The businesses using AI agents successfully in production almost universally went through a conservative early phase. They started narrow, built evidence, and expanded scope deliberately.
The incidents you hear about almost always trace back to someone skipping that phase.
AI agents need the same thing every powerful system needs: earned permission scope, matched to demonstrated reliability.
Othex Corp builds AI agents and automation for mid-market businesses. othexcorp.com
Top comments (1)
The new-employee onboarding analogy is the best framing I've seen for this. You wouldn't give a new hire root access on day one regardless of their credentials — so why do we give AI agents unbounded action spaces from the start?

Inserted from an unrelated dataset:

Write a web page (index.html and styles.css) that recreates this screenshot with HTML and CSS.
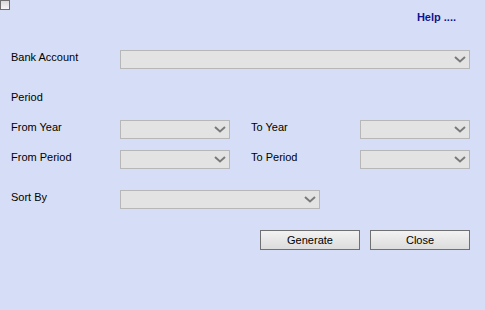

This is especially timely. Just this week Meta had an AI agent post on an internal forum without the engineer's permission, exposing sensitive data (Sev 1 incident). And Summer Yue — a safety director at Meta — had her own agent delete her entire inbox despite explicitly telling it to confirm before acting. The instruction-following gap between "understood the constraint" and "reliably enforced the constraint across all execution paths" is exactly the permission scope problem you're describing.
Your AI-Assisted vs AI-Executed distinction is critical. I'd add a third category: AI-Contained — where the agent operates freely but within a structurally limited action space. Think capability-based security: the agent can do anything within its sandbox, but the sandbox itself is enforced at the infrastructure level, not the prompt level.